Saturday, July 10, 2010

Just a Pile of Rocks

I have new found gratitude for rock piles.

The hike to Delicate Arch became daunting at one point when all I could see was an expanse of stone. This, of course, came right after we passed a disgruntled family telling us it was "too far". They had given up and turned back. Just around the corner another exhausted woman complained about how lengthy and arduous the trek was.

I looked forward and saw only an ominous boulder.

I continued onward, searching for "the path of least resistance." I am sure I passed several of these rock piles (cairns) before I actually noticed them. When I did finally associate them as "leading the way", I was almost giddy. I had seen such before, but only in wooded areas and definitely not so elaborate. I was grateful to the dear Park Ranger who blazed the trail and rekindled my optimism.
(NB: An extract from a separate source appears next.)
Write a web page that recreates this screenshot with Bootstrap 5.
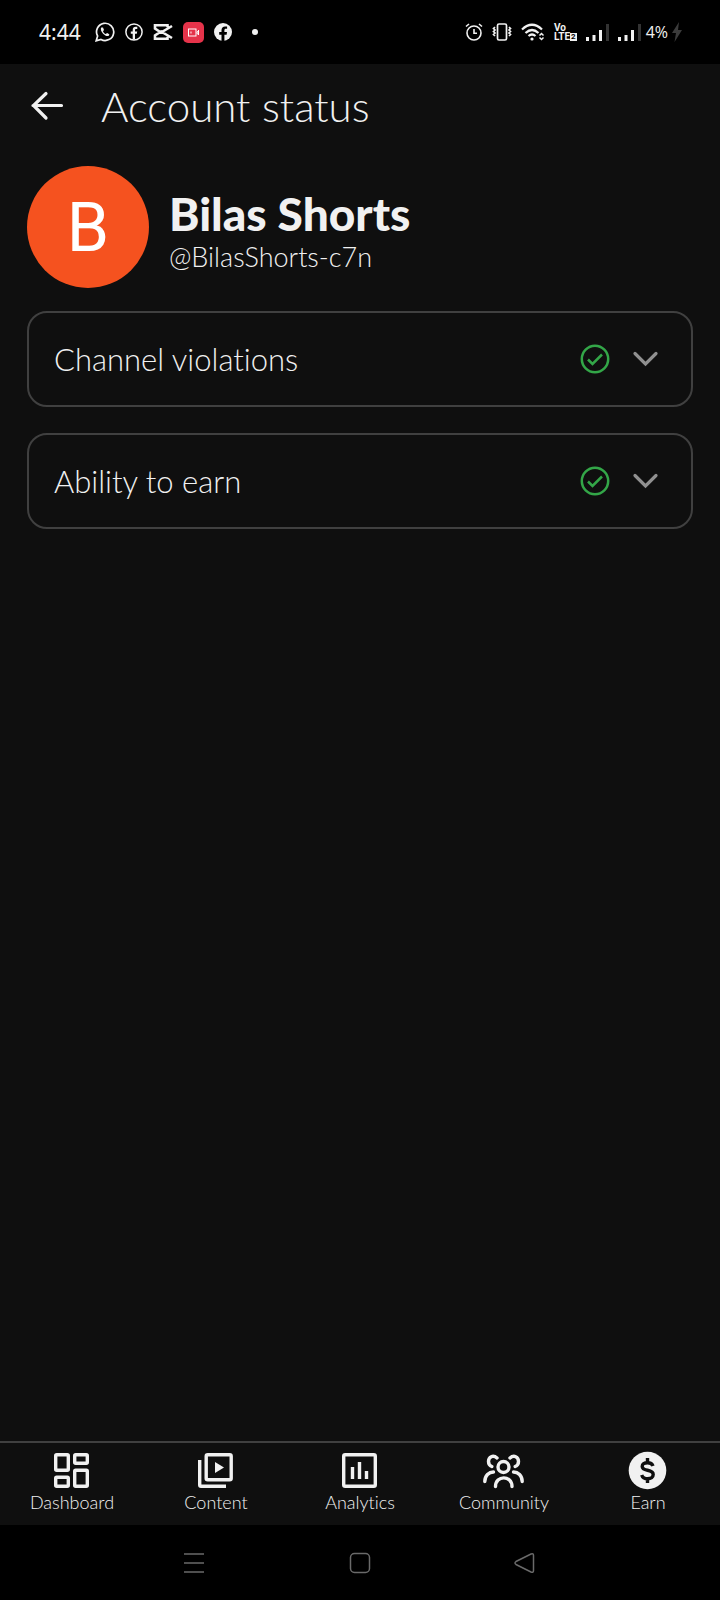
<!DOCTYPE html>
<html lang="en" data-bs-theme="dark">
<head>
<meta charset="utf-8">
<meta name="viewport" content="width=device-width, initial-scale=1">
<title>Account status</title>
<link href="https://cdn.jsdelivr.net/npm/bootstrap@5.3.0/dist/css/bootstrap.min.css" rel="stylesheet">
<style>
  body { background: #0f0f0f; color: #f1f1f1; font-family: Lato, "Open Sans", sans-serif; font-weight: 300; }
  body, button { font-variant-ligatures: none; }
  h1, h2 { color: #f1f1f1; }
  svg { display: block; flex-shrink: 0; }
  .status-bar { height: 64px; padding: 0 38px 0 39px; background: #000; color: #f1f1f1; }
  .status-left { gap: 10px; }
  .status-right { gap: 9px; }
  .clock { font: 400 21px/24px "Noto Sans", sans-serif; margin-right: 4px; }
  .power { gap: 4px; margin-left: -4px; }
  .battery { font: 400 16px/20px "Open Sans", sans-serif; }
  .volte { font: 700 10px/9px Roboto, sans-serif; }
  .sim { background: #f1f1f1; color: #000; font-size: 8px; line-height: 8px; padding: 0 1px; }
  .top-bar { height: 84px; padding: 0 26px; gap: 32px; }
  .top-bar h1 { font-size: 42px; line-height: 48px; font-weight: 300; }
  .avatar { width: 122px; height: 122px; background: #f5521f; color: #fff; font: 400 68px/124px Roboto, sans-serif; }
  .profile { padding: 18px 27px 23px; gap: 20px; }
  .profile-text { padding-top: 11px; }
  .profile h2 { font-size: 46px; line-height: 48px; font-weight: 900; }
  .handle { font-size: 27px; line-height: 38px; }
  .status-list { padding: 0 27px; gap: 26px; }
  .status-row { height: 96px; border: 2px solid #404040; border-radius: 20px; padding: 0 31px 0 25px; gap: 20px; color: #f1f1f1; font-size: 31px; font-weight: 300; }
  .tab-bar { border-top: 2px solid #404040; height: 84px; background: #0f0f0f; }
  .tab-bar a { color: #f1f1f1; font-size: 18px; line-height: 20px; padding-top: 7px; }
  .system-bar { height: 75px; background: #000; gap: 133px; }
  .system-bar button { padding: 5px; color: #6a6a6a; }
</style>
</head>
<body class="d-flex flex-column min-vh-100">
<div class="status-bar d-flex align-items-center justify-content-between">
  <div class="status-left d-flex align-items-center">
    <span class="clock">4:44</span>
    <svg width="20" height="20" viewBox="0 0 20 20"><path d="M1.200 18.800L2.600 14A8.600 8.600 0 1 1 6 17.400z" fill="none" stroke="#f1f1f1" stroke-width="1.700"/><path d="M6.300 5.500c-1.400 2 .8 6 4 7.900 2 1.200 4 .7 4-1.200l-2.200-1.200-1.300 1.100c-1.200-.5-2.300-1.700-2.800-2.900l1-1.200-1-2.400z" fill="#f1f1f1"/></svg>
    <svg width="18" height="18" viewBox="0 0 18 18"><circle cx="9" cy="9" r="8.100" fill="none" stroke="#f1f1f1" stroke-width="1.500"/><path d="M7.700 16.500v-5.700H5.800V8.400h1.900V7c0-2.200 1.200-3.300 3-3.300l1.600.1v2.100h-1.100c-.9 0-1.200.5-1.200 1.200v1.300h2.200l-.4 2.400H10v5.700z" fill="#f1f1f1"/></svg>
    <svg width="20" height="18" viewBox="0 0 20 18" fill="none" stroke="#f1f1f1" stroke-width="2.600"><path d="M19 3L8 9.500 2 5.500V2.300h12.500v2M19 15L8 8.500 2 12.500v3.200h12.500v-2"/></svg>
    <svg width="21" height="21" viewBox="0 0 21 21"><rect width="21" height="21" rx="5" fill="#e5334a"/><g fill="none" stroke="#fff"><rect x="5.500" y="7" width="7.500" height="7"/><path d="M8 9.500v2M15.500 8v5M15.500 9l-1.500 1v1.500l1.500 1"/></g></svg>
    <svg width="18" height="18" viewBox="0 0 18 18"><circle cx="9" cy="9" r="9" fill="#f1f1f1"/><path d="M7.500 18v-6.300H5.200V9h2.300V7.200c0-2.500 1.400-3.800 3.600-3.800l2 .2v2.200H12c-1.200 0-1.600.7-1.600 1.500V9h2.600l-.4 2.700h-2.200V18z" fill="#000"/></svg>
    <svg class="ms-2" width="10" height="10" viewBox="0 0 10 10"><circle cx="5" cy="5" r="3" fill="#f1f1f1"/></svg>
  </div>
  <div class="status-right d-flex align-items-center">
    <svg width="18" height="18" viewBox="0 0 18 18" fill="none" stroke="#f1f1f1" stroke-width="1.600"><circle cx="9" cy="10" r="7"/><path d="M9 6v4.300h3M1 3.500L4 1M17 3.500L14 1"/></svg>
    <svg width="20" height="18" viewBox="0 0 20 18" fill="none" stroke="#f1f1f1" stroke-width="1.700"><rect x="5.500" y="1" width="9" height="16" rx="1.500"/><path d="M3 4L1.500 5.500 3 7 1.500 8.500 3 10 1.500 11.500 3 13M17 4l1.500 1.500L17 7l1.500 1.500L17 10l1.500 1.500L17 13"/></svg>
    <svg width="24" height="18" viewBox="0 0 24 18" fill="none" stroke="#f1f1f1" stroke-width="2.200"><path d="M1 6.500q10-9.500 20 0M4.500 10q6.500-6 13 0M7.500 13q3.500-3 7 0"/><circle cx="11" cy="16" r="1.600" fill="#f1f1f1" stroke="none"/><path d="M18.500 12.500l2-2 2 2M18.500 14.500l2 2 2-2" stroke-width="1.500"/></svg>
    <div class="volte"><div>Vo</div><div class="d-flex align-items-center">LTE<span class="sim">2</span></div></div>
    <svg width="23" height="18" viewBox="0 0 23 18"><path d="M0 14h3v4H0zM6.500 12h3v6h-3zM13 7h3v11h-3z" fill="#f1f1f1"/><path d="M20 1h3v17h-3z" fill="#333"/></svg>
    <svg width="23" height="18" viewBox="0 0 23 18"><path d="M0 14h3v4H0zM6.500 12h3v6h-3zM13 7h3v11h-3z" fill="#f1f1f1"/><path d="M20 1h3v17h-3z" fill="#333"/></svg>
    <div class="power d-flex align-items-center"><span class="battery">4%</span>
    <svg width="10" height="20" viewBox="0 0 10 20"><path d="M7 0L0 11h4L2.500 20 10 8H6z" fill="#3c3c3c"/></svg></div>
  </div>
</div>

<header class="top-bar d-flex align-items-center">
  <button class="btn border-0 p-0" aria-label="Back">
    <svg width="43" height="43" viewBox="0 0 43 43" fill="none" stroke="#f1f1f1" stroke-width="3.200" stroke-linecap="round"><path d="M35.500 20.500H7M20 8.500L7.500 20.500 20 33"/></svg>
  </button>
  <h1 class="m-0">Account status</h1>
</header>

<main class="flex-grow-1">
  <section class="profile d-flex align-items-center">
    <div class="avatar rounded-circle text-center flex-shrink-0">B</div>
    <div class="profile-text">
      <h2 class="m-0">Bilas Shorts</h2>
      <div class="handle">@BilasShorts-c7n</div>
    </div>
  </section>
  <section class="status-list d-flex flex-column">
    <button class="btn status-row d-flex align-items-center text-start w-100">
      <span class="flex-grow-1">Channel violations</span>
      <svg width="30" height="30" viewBox="0 0 30 30" fill="none" stroke="#33a648" stroke-width="2.500"><circle cx="15" cy="15" r="13.200"/><path d="M8 15.500l4.500 4.500L22 10.500"/></svg>
      <svg width="30" height="30" viewBox="0 0 30 30" fill="none" stroke="#909090" stroke-width="3.200" stroke-linecap="round"><path d="M5 9.500l10.500 10.500L26 9.500"/></svg>
    </button>
    <button class="btn status-row d-flex align-items-center text-start w-100">
      <span class="flex-grow-1">Ability to earn</span>
      <svg width="30" height="30" viewBox="0 0 30 30" fill="none" stroke="#33a648" stroke-width="2.500"><circle cx="15" cy="15" r="13.200"/><path d="M8 15.500l4.500 4.500L22 10.500"/></svg>
      <svg width="30" height="30" viewBox="0 0 30 30" fill="none" stroke="#909090" stroke-width="3.200" stroke-linecap="round"><path d="M5 9.500l10.500 10.500L26 9.500"/></svg>
    </button>
  </section>
</main>

<nav class="tab-bar">
  <div class="row g-0 w-100 row-cols-5">
    <a href="#" class="col d-flex flex-column align-items-center text-decoration-none">
      <svg width="42" height="42" viewBox="0 0 42 42" fill="none" stroke="#f1f1f1" stroke-width="3.400"><rect x="4.700" y="4.700" width="12.600" height="15.600" rx="1"/><rect x="23.700" y="4.700" width="12.600" height="8.600" rx="1"/><rect x="4.700" y="27.200" width="12.600" height="9.100" rx="1"/><rect x="23.700" y="20.200" width="12.600" height="16.100" rx="1"/></svg>
      Dashboard</a>
    <a href="#" class="col d-flex flex-column align-items-center text-decoration-none">
      <svg width="42" height="42" viewBox="0 0 42 42" fill="none" stroke="#f1f1f1" stroke-width="3.400"><rect x="11.200" y="4.700" width="25" height="25" rx="1.500"/><path d="M4.700 10v25q0 1.300 1.300 1.300h25"/><path d="M20 12v11l9-5.500z" fill="#f1f1f1" stroke="none"/></svg>
      Content</a>
    <a href="#" class="col d-flex flex-column align-items-center text-decoration-none">
      <svg width="42" height="42" viewBox="0 0 42 42" fill="none" stroke="#f1f1f1" stroke-width="3.400"><rect x="4.700" y="4.700" width="31.600" height="31.600" rx="1.500"/><path d="M13.500 17v12M20.500 12v17M27.500 21v8"/></svg>
      Analytics</a>
    <a href="#" class="col d-flex flex-column align-items-center text-decoration-none">
      <svg width="42" height="42" viewBox="0 0 42 42" fill="none" stroke="#f1f1f1" stroke-width="3.400" stroke-linecap="round"><circle cx="20.500" cy="17" r="5.500"/><path d="M12.500 36.500c0-11.500 16.500-11.500 16.500 0"/><path d="M14 8C10 4.500 5.500 7 5.500 11.500c0 2.500 1.300 4.200 3.300 5M27 8c4-3.500 8.500-1 8.500 3.500 0 2.500-1.300 4.200-3.300 5"/><path d="M1.800 31.500C1.800 25.500 6 22 10.500 22M39.200 31.500C39.200 25.500 35 22 30.500 22"/></svg>
      Community</a>
    <a href="#" class="col d-flex flex-column align-items-center text-decoration-none">
      <svg width="42" height="42" viewBox="0 0 42 42" fill="none" stroke="#0f0f0f" stroke-width="3.400"><circle cx="20.500" cy="20.500" r="18.800" fill="#f1f1f1" stroke="none"/><path d="M26 16c-.8-2.300-2.800-3.300-5.500-3.300-3.200 0-5.300 1.500-5.300 3.800 0 5.500 11 2 11 8 0 2.600-2.300 4.200-5.500 4.200-3 0-5.200-1.300-6-3.800M20.500 8v5M20.500 28.500V33"/></svg>
      Earn</a>
  </div>
</nav>

<footer class="system-bar d-flex align-items-center justify-content-center">
  <button class="btn border-0" aria-label="Recent apps"><svg width="22" height="22" viewBox="0 0 22 22" stroke="currentColor" stroke-width="1.700"><path d="M0 2h20M0 11h20M0 20h20"/></svg></button>
  <button class="btn border-0" aria-label="Home"><svg width="22" height="22" viewBox="0 0 22 22" fill="none" stroke="currentColor" stroke-width="1.500"><rect x="1.500" y="1.500" width="19" height="19" rx="4"/></svg></button>
  <button class="btn border-0" aria-label="Back"><svg width="22" height="22" viewBox="0 0 22 22" fill="none" stroke="currentColor" stroke-width="1.500"><path d="M17 2Q19.500 1 19.500 3.500v15q0 2.500-2.500 1.500L2 12.500Q0 11 2 9.500z"/></svg></button>
</footer>
<script src="https://cdn.jsdelivr.net/npm/bootstrap@5.3.0/dist/js/bootstrap.bundle.min.js"></script>
</body>
</html>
Lessons can be learned from a mere pile of rocks. Stop focusing on the sun blazing down, the parched throat, the precarious knee. Look ahead. Search for The Way. Find joy in the rock piles and smile.

Friday, July 9, 2010

Oh So Delicate

I hiked to Delicate Arch this week--Utah's unofficial state symbol.

Of course we picked a day in midsummer, mid afternoon, and mid nineties. 

We were told to take as much water as we could carry.

It was HOT. It was long. It was more vertical than I wanted. It was 3 miles round trip.

But. . . we finally reached the top.

Travis and Kellie are those red clad human specks beneath the arch in the photo below. They beat us there by climbing up the vertical back face. Good thing I had no idea.

I didn't expect to see so many crows in Arches. This one was not a bit shy.

It was interesting to watch him hop sideways down the slope until he took off.

Travis wanted to claim this formation as his own.

On the return trip Kellie hesitated a few minutes as she contemplated how to scale the wall. (Again, she and Travis took the route less traveled.)

I am so grateful my knee worked--so grateful for modern medicine. It was a good day!